Пионерский музыкальный клуб. Выпуск 2 | страница 6
Зато как весело поют весной, в мае, в день открытия навигации. Все наработанное в заводе за зиму: корабельные якоря, кованые изделия и просто железо в листах и тяжелых болванках — все грузится на просторные баржи. Весеннее половодье понесет их в Каму, а там на Волгу, и поплывут они в Казань, в Нижний, в Питер. На пристани оркестр играет марши. Молодежь в сторонке водит хороводы. Сколько шума, сколько смеха!
А девичьи хороводы вокруг разукрашенной лентами березки! А томящая непонятной тоской песня «Во поле береза стояла...»!
И где-нибудь в концерте, услышав четвертую симфонию Чайковского, вы узнаете ту самую народную песню «Во поле береза стояла...», которую композитор слышал еще мальчиком на своей родине, среди полей и лесов Приуралья.
...Пройдут годы. Маленький мальчик станет великим композитором. На оперной сцене появятся «Онегин» и «Пиковая дама», в балете — «Лебединое озеро», «Спящая красавица» и «Щелкунчик», в концертных залах зазвучат вдохновенные симфонии Чайковского. Но навсегда останутся в его памяти Воткинск, оркестрина, пенье матери, народные песни, услышанные на заре жизни. И сколько раз повторит он вместе со своим любимым писателем Львом Толстым, повторит то с горечью, то с неизъяснимым блаженством: «Счастливая, счастливая, невозвратимая пора детства!»
Письма П. И. Чайковского к отцу и матери
Переведены с французского.
Мы помещаем письма одиннадцатилетнего воспитанника Училища правоведения — Пети Чайковского, присланные им отцу и матери из Петербурга больше ста лет тому назад.
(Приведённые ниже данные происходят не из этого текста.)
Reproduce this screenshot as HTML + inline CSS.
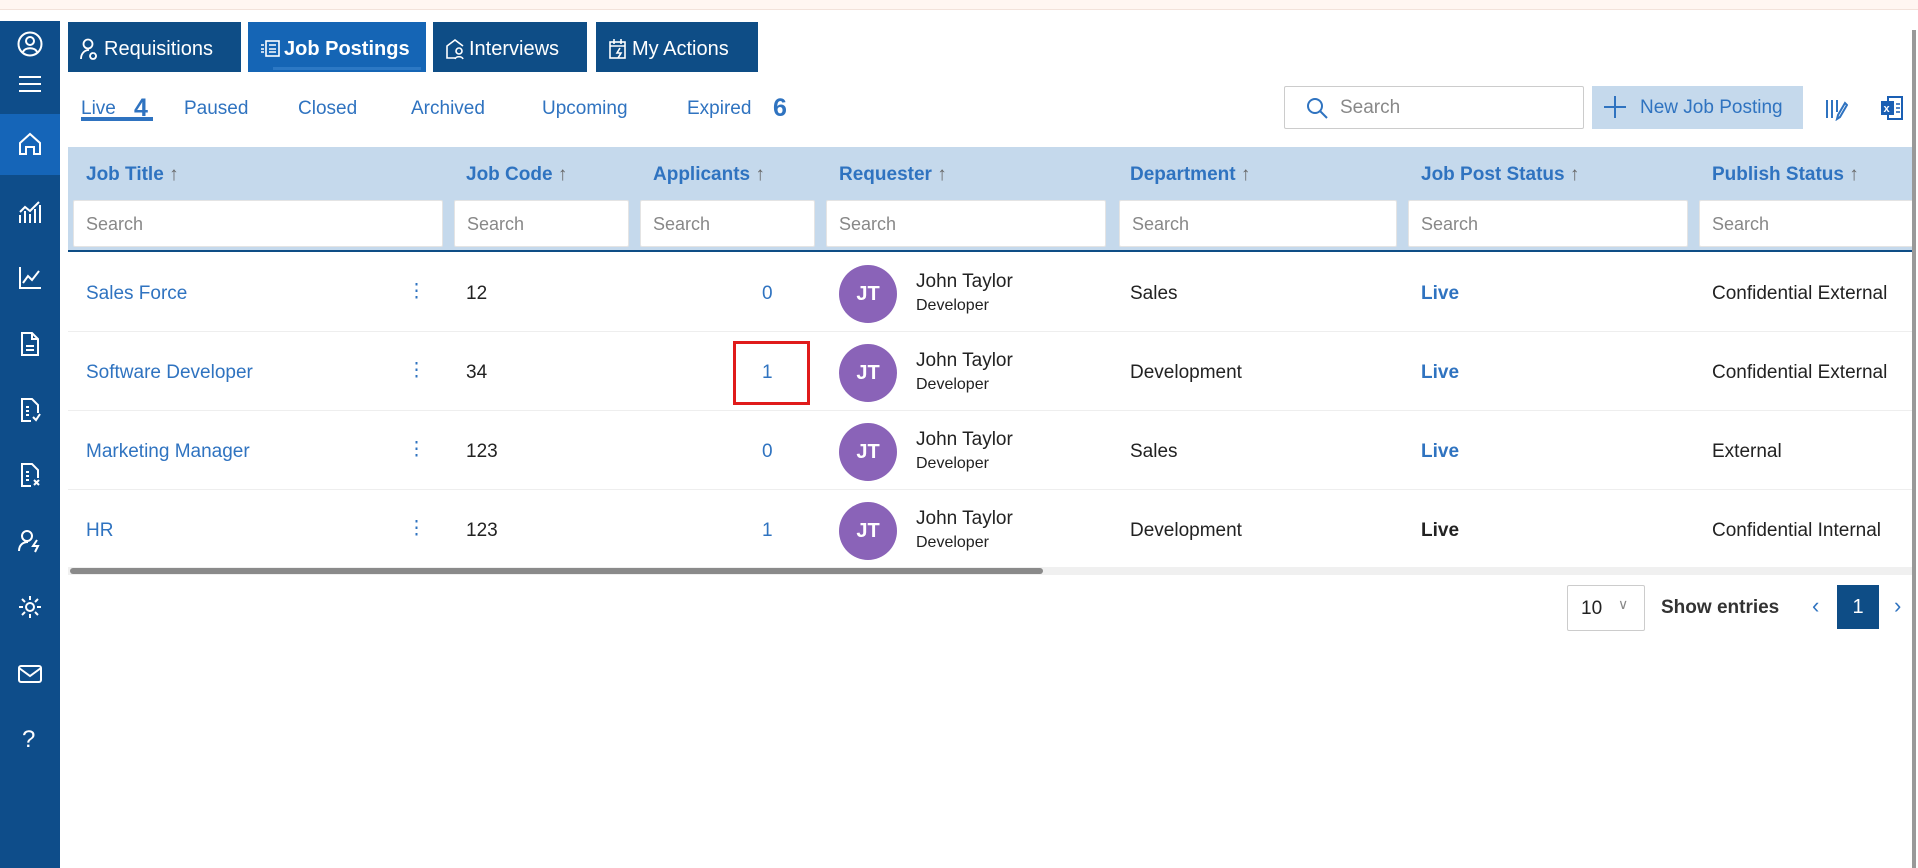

Он очень тосковал по родным местам, по родному дому. Уже став прославленным композитором, Петр Ильич сам рассказывал, что одним из самых сильных и незабываемых переживаний в его жизни был отъезд матери из Петербурга, когда она оставила его в Училище правоведения.
В отчаянии и слезах провожал он удалявшуюся коляску. Ему казалось, что мать навсегда покидала его...
С.-Петербург. 11 ноября 1851 г.
Мои ангелы и мои добрые папаша и мамаша!
Я должен сказать вам, но не огорчайтесь, что в это воскресенье я наказан за три плохие отметки, которые получил за неделю.
Надеюсь и осмеливаюсь даже сказать вам и пообещать, что этого никогда больше не будет. В декабре, когда вы снова вернетесь, вы никогда, никогда не услышите от г. Берара[2], что он недоволен мною. Но теперь г. Берар находит, что я изменился; если это так, то постараюсь исправиться. Может быть, он напишет вам что-нибудь обо мне, тогда вы будете знать все.